■ WHAT THE TASK REQUIRES: Reproduce the material word for word; the images stay out.

──────── INFORMATION SHOWN ────────

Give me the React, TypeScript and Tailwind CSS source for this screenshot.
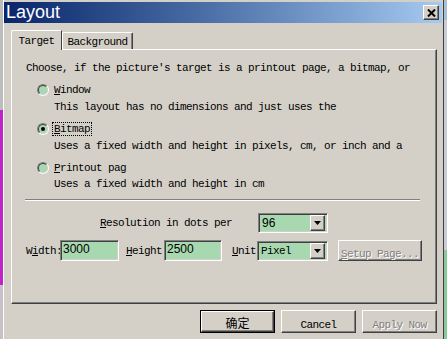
import type { ReactNode } from "react";

const mono = "font-['Liberation_Mono','DejaVu_Sans_Mono',monospace] text-[11px] tracking-[-0.6px] leading-[12px]";
const sans = "font-['Liberation_Sans',Arial,sans-serif]";

const raised = "border border-t-white border-l-white border-b-[#404040] border-r-[#404040] shadow-[inset_-1px_-1px_0_#808080]";
const sunken = "border border-t-[#808080] border-l-[#808080] border-b-white border-r-white shadow-[inset_1px_1px_0_#404040,inset_-1px_-1px_0_#d4d0c8]";
const disabledText = "text-[#808080] [text-shadow:1px_1px_0_#ffffff]";

function Radio({ checked }: { checked?: boolean }) {
  return (
    <div className="w-[12px] h-[12px] shrink-0 rounded-full border border-t-[#808080] border-l-[#808080] border-b-white border-r-white">
      <div className="w-full h-full rounded-full border border-t-[#404040] border-l-[#404040] border-b-[#d4d0c8] border-r-[#d4d0c8] bg-[#a8d8b0] flex items-center justify-center">
        {checked && <div className="w-[4px] h-[4px] rounded-full bg-black" />}
      </div>
    </div>
  );
}

function Arrow() {
  return (
    <div className={`w-[15px] h-[16px] bg-[#d4d0c8] flex items-center justify-center ${raised}`}>
      <svg width="7" height="4" viewBox="0 0 7 4">
        <path d="M0 0h7L3.5 4z" fill="#000" />
      </svg>
    </div>
  );
}

function Combo({ value, w, monoText }: { value: string; w: string; monoText?: boolean }) {
  return (
    <div className={`${w} h-[20px] bg-[#a8d8b0] flex items-center justify-between pl-[3px] pr-[2px] ${sunken}`}>
      <span className={monoText ? mono : `${sans} text-[12px] leading-[14px]`}>{value}</span>
      <Arrow />
    </div>
  );
}

function Field({ value, w }: { value: string; w: string }) {
  return (
    <div className={`${w} h-[21px] bg-[#a8d8b0] flex items-center pl-[2px] pb-[3px] ${sunken}`}>
      <span className={`${sans} text-[12px] leading-[14px]`}>{value}</span>
    </div>
  );
}

function Btn({ children, w, h, def, disabled }: { children: ReactNode; w: string; h: string; def?: boolean; disabled?: boolean }) {
  const inner = (
    <div className={`w-full h-full bg-[#d4d0c8] flex items-center justify-center ${raised}`}>
      <span className={disabled ? disabledText : ""}>{children}</span>
    </div>
  );
  return def ? <div className={`${w} ${h} border border-black`}>{inner}</div> : <div className={`${w} ${h}`}>{inner}</div>;
}

export default function App() {
  return (
    <div className="w-[447px] h-[339px] flex overflow-hidden bg-[#d4d0c8] text-black">
      <div className="w-[3px] flex flex-col">
        <div className="h-[110px] bg-[#bcbcbc]" />
        <div className="h-[175px] bg-[#c024c8]" />
        <div className="flex-1 bg-[#c8c0c8]" />
      </div>

      <div className="w-[441px] flex flex-col bg-[#d4d0c8] border-l border-r border-l-white border-r-[#404040] pt-[2px] pr-[1px]">
        <div className="h-[21px] flex items-start justify-between bg-gradient-to-r from-[#0a246a] to-[#a6caf0]">
          <span className={`${sans} text-[18px] leading-[21px] text-white pl-[2px]`}>Layout</span>
          <div className={`w-[16px] h-[15px] mt-[3px] mr-[3px] bg-[#d4d0c8] flex items-center justify-center ${raised}`}>
            <svg width="9" height="8" viewBox="0 0 9 8">
              <path d="M1 0.5l7 7M8 0.5l-7 7" stroke="#000" strokeWidth="2" />
            </svg>
          </div>
        </div>

        <div className="ml-[7px] mr-[5px] mt-[7px] flex flex-col">
          <div className="flex items-end h-[19px]">
            <div className={`relative z-10 -mb-px h-[20px] w-[51px] bg-[#d4d0c8] border-t border-l border-r border-t-white border-l-white border-r-[#404040] rounded-tl-[2px] flex items-center justify-center ${mono}`}>
              Target
            </div>
            <div className={`h-[17px] w-[71px] border-t border-l border-r border-t-white border-l-white border-r-[#404040] rounded-tr-[2px] shadow-[inset_-1px_0_0_#808080] flex items-center justify-center pt-px ${mono}`}>
              Background
            </div>
          </div>

          <div className="h-[255px] flex flex-col pl-[14px] border border-t-white border-l-white border-b-[#404040] border-r-[#404040] shadow-[inset_-1px_-1px_0_#808080]">
            <div className={`mt-[12px] h-[12px] whitespace-nowrap ${mono}`}>Choose, if the picture's target is a printout page, a bitmap, or</div>

            <div className="flex items-center h-[14px] ml-[11px] mt-[9px]">
              <Radio />
              <span className={`ml-[3px] px-px h-[14px] border border-transparent ${mono}`}>
                <u>W</u>indow
              </span>
            </div>
            <div className={`ml-[28px] mt-[4px] h-[12px] ${mono}`}>This layout has no dimensions and just uses the</div>

            <div className="flex items-center h-[14px] ml-[11px] mt-[9px]">
              <Radio checked />
              <span className={`ml-[3px] px-px h-[14px] border border-dotted border-black ${mono}`}>
                <u>B</u>itmap
              </span>
            </div>
            <div className={`ml-[28px] mt-[4px] h-[12px] whitespace-nowrap ${mono}`}>Uses a fixed width and height in pixels, cm, or inch and a</div>

            <div className="flex items-center h-[14px] ml-[11px] mt-[9px]">
              <Radio />
              <span className={`ml-[3px] px-px h-[14px] border border-transparent ${mono}`}>
                <u>P</u>rintout pag
              </span>
            </div>
            <div className={`ml-[28px] mt-[3px] h-[12px] ${mono}`}>Uses a fixed width and height in cm</div>

            <div className="mt-[9px] ml-[-1px] w-[395px] h-[2px] border-t border-b border-t-[#808080] border-b-white" />

            <div className="mt-[12px] h-[20px] flex items-center">
              <span className={`ml-[74px] w-[158px] ${mono}`}>
                <u>R</u>esolution in dots per
              </span>
              <Combo value="96" w="w-[70px]" />
            </div>

            <div className="mt-[7px] h-[21px] flex items-center">
              <span className={`w-[34px] whitespace-nowrap ${mono}`}>
                W<u>i</u>dth:
              </span>
              <Field value="3000" w="w-[59px]" />
              <span className={`ml-[7px] w-[38px] ${mono}`}>
                <u>H</u>eight
              </span>
              <Field value="2500" w="w-[58px]" />
              <span className={`ml-[10px] w-[25px] ${mono}`}>
                <u>U</u>nit
              </span>
              <Combo value="Pixel" w="w-[71px]" monoText />
              <div className="ml-[10px]">
                <Btn w="w-[84px]" h="h-[21px]" disabled>
                  <span className={mono}>
                    <u>S</u>etup Page...
                  </span>
                </Btn>
              </div>
            </div>
          </div>

          <div className="mt-[6px] flex justify-end gap-[6px]">
            <Btn w="w-[75px]" h="h-[23px]" def>
              <span className="font-['Noto_Sans_CJK_SC',sans-serif] text-[12px] leading-[14px]">确定</span>
            </Btn>
            <Btn w="w-[75px]" h="h-[23px]">
              <span className={mono}>Cancel</span>
            </Btn>
            <Btn w="w-[75px]" h="h-[23px]" disabled>
              <span className={mono}>Apply Now</span>
            </Btn>
          </div>
        </div>
      </div>

      <div className="w-[3px] flex flex-col">
        <div className="h-[20px] bg-[#a6c0dc]" />
        <div className="h-[230px] bg-[#c8ccd4]" />
        <div className="flex-1 bg-[#8cc89c]" />
      </div>
    </div>
  );
}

────────

■ RESULT OF THIS EXERCISE:
Give me the React, TypeScript and Tailwind CSS source for this screenshot.
import type { ReactNode } from "react";

const mono = "font-['Liberation_Mono','DejaVu_Sans_Mono',monospace] text-[11px] tracking-[-0.6px] leading-[12px]";
const sans = "font-['Liberation_Sans',Arial,sans-serif]";

const raised = "border border-t-white border-l-white border-b-[#404040] border-r-[#404040] shadow-[inset_-1px_-1px_0_#808080]";
const sunken = "border border-t-[#808080] border-l-[#808080] border-b-white border-r-white shadow-[inset_1px_1px_0_#404040,inset_-1px_-1px_0_#d4d0c8]";
const disabledText = "text-[#808080] [text-shadow:1px_1px_0_#ffffff]";

function Radio({ checked }: { checked?: boolean }) {
  return (
    <div className="w-[12px] h-[12px] shrink-0 rounded-full border border-t-[#808080] border-l-[#808080] border-b-white border-r-white">
      <div className="w-full h-full rounded-full border border-t-[#404040] border-l-[#404040] border-b-[#d4d0c8] border-r-[#d4d0c8] bg-[#a8d8b0] flex items-center justify-center">
        {checked && <div className="w-[4px] h-[4px] rounded-full bg-black" />}
      </div>
    </div>
  );
}

function Arrow() {
  return (
    <div className={`w-[15px] h-[16px] bg-[#d4d0c8] flex items-center justify-center ${raised}`}>
      <svg width="7" height="4" viewBox="0 0 7 4">
        <path d="M0 0h7L3.5 4z" fill="#000" />
      </svg>
    </div>
  );
}

function Combo({ value, w, monoText }: { value: string; w: string; monoText?: boolean }) {
  return (
    <div className={`${w} h-[20px] bg-[#a8d8b0] flex items-center justify-between pl-[3px] pr-[2px] ${sunken}`}>
      <span className={monoText ? mono : `${sans} text-[12px] leading-[14px]`}>{value}</span>
      <Arrow />
    </div>
  );
}

function Field({ value, w }: { value: string; w: string }) {
  return (
    <div className={`${w} h-[21px] bg-[#a8d8b0] flex items-center pl-[2px] pb-[3px] ${sunken}`}>
      <span className={`${sans} text-[12px] leading-[14px]`}>{value}</span>
    </div>
  );
}

function Btn({ children, w, h, def, disabled }: { children: ReactNode; w: string; h: string; def?: boolean; disabled?: boolean }) {
  const inner = (
    <div className={`w-full h-full bg-[#d4d0c8] flex items-center justify-center ${raised}`}>
      <span className={disabled ? disabledText : ""}>{children}</span>
    </div>
  );
  return def ? <div className={`${w} ${h} border border-black`}>{inner}</div> : <div className={`${w} ${h}`}>{inner}</div>;
}

export default function App() {
  return (
    <div className="w-[447px] h-[339px] flex overflow-hidden bg-[#d4d0c8] text-black">
      <div className="w-[3px] flex flex-col">
        <div className="h-[110px] bg-[#bcbcbc]" />
        <div className="h-[175px] bg-[#c024c8]" />
        <div className="flex-1 bg-[#c8c0c8]" />
      </div>

      <div className="w-[441px] flex flex-col bg-[#d4d0c8] border-l border-r border-l-white border-r-[#404040] pt-[2px] pr-[1px]">
        <div className="h-[21px] flex items-start justify-between bg-gradient-to-r from-[#0a246a] to-[#a6caf0]">
          <span className={`${sans} text-[18px] leading-[21px] text-white pl-[2px]`}>Layout</span>
          <div className={`w-[16px] h-[15px] mt-[3px] mr-[3px] bg-[#d4d0c8] flex items-center justify-center ${raised}`}>
            <svg width="9" height="8" viewBox="0 0 9 8">
              <path d="M1 0.5l7 7M8 0.5l-7 7" stroke="#000" strokeWidth="2" />
            </svg>
          </div>
        </div>

        <div className="ml-[7px] mr-[5px] mt-[7px] flex flex-col">
          <div className="flex items-end h-[19px]">
            <div className={`relative z-10 -mb-px h-[20px] w-[51px] bg-[#d4d0c8] border-t border-l border-r border-t-white border-l-white border-r-[#404040] rounded-tl-[2px] flex items-center justify-center ${mono}`}>
              Target
            </div>
            <div className={`h-[17px] w-[71px] border-t border-l border-r border-t-white border-l-white border-r-[#404040] rounded-tr-[2px] shadow-[inset_-1px_0_0_#808080] flex items-center justify-center pt-px ${mono}`}>
              Background
            </div>
          </div>

          <div className="h-[255px] flex flex-col pl-[14px] border border-t-white border-l-white border-b-[#404040] border-r-[#404040] shadow-[inset_-1px_-1px_0_#808080]">
            <div className={`mt-[12px] h-[12px] whitespace-nowrap ${mono}`}>Choose, if the picture's target is a printout page, a bitmap, or</div>

            <div className="flex items-center h-[14px] ml-[11px] mt-[9px]">
              <Radio />
              <span className={`ml-[3px] px-px h-[14px] border border-transparent ${mono}`}>
                <u>W</u>indow
              </span>
            </div>
            <div className={`ml-[28px] mt-[4px] h-[12px] ${mono}`}>This layout has no dimensions and just uses the</div>

            <div className="flex items-center h-[14px] ml-[11px] mt-[9px]">
              <Radio checked />
              <span className={`ml-[3px] px-px h-[14px] border border-dotted border-black ${mono}`}>
                <u>B</u>itmap
              </span>
            </div>
            <div className={`ml-[28px] mt-[4px] h-[12px] whitespace-nowrap ${mono}`}>Uses a fixed width and height in pixels, cm, or inch and a</div>

            <div className="flex items-center h-[14px] ml-[11px] mt-[9px]">
              <Radio />
              <span className={`ml-[3px] px-px h-[14px] border border-transparent ${mono}`}>
                <u>P</u>rintout pag
              </span>
            </div>
            <div className={`ml-[28px] mt-[3px] h-[12px] ${mono}`}>Uses a fixed width and height in cm</div>

            <div className="mt-[9px] ml-[-1px] w-[395px] h-[2px] border-t border-b border-t-[#808080] border-b-white" />

            <div className="mt-[12px] h-[20px] flex items-center">
              <span className={`ml-[74px] w-[158px] ${mono}`}>
                <u>R</u>esolution in dots per
              </span>
              <Combo value="96" w="w-[70px]" />
            </div>

            <div className="mt-[7px] h-[21px] flex items-center">
              <span className={`w-[34px] whitespace-nowrap ${mono}`}>
                W<u>i</u>dth:
              </span>
              <Field value="3000" w="w-[59px]" />
              <span className={`ml-[7px] w-[38px] ${mono}`}>
                <u>H</u>eight
              </span>
              <Field value="2500" w="w-[58px]" />
              <span className={`ml-[10px] w-[25px] ${mono}`}>
                <u>U</u>nit
              </span>
              <Combo value="Pixel" w="w-[71px]" monoText />
              <div className="ml-[10px]">
                <Btn w="w-[84px]" h="h-[21px]" disabled>
                  <span className={mono}>
                    <u>S</u>etup Page...
                  </span>
                </Btn>
              </div>
            </div>
          </div>

          <div className="mt-[6px] flex justify-end gap-[6px]">
            <Btn w="w-[75px]" h="h-[23px]" def>
              <span className="font-['Noto_Sans_CJK_SC',sans-serif] text-[12px] leading-[14px]">确定</span>
            </Btn>
            <Btn w="w-[75px]" h="h-[23px]">
              <span className={mono}>Cancel</span>
            </Btn>
            <Btn w="w-[75px]" h="h-[23px]" disabled>
              <span className={mono}>Apply Now</span>
            </Btn>
          </div>
        </div>
      </div>

      <div className="w-[3px] flex flex-col">
        <div className="h-[20px] bg-[#a6c0dc]" />
        <div className="h-[230px] bg-[#c8ccd4]" />
        <div className="flex-1 bg-[#8cc89c]" />
      </div>
    </div>
  );
}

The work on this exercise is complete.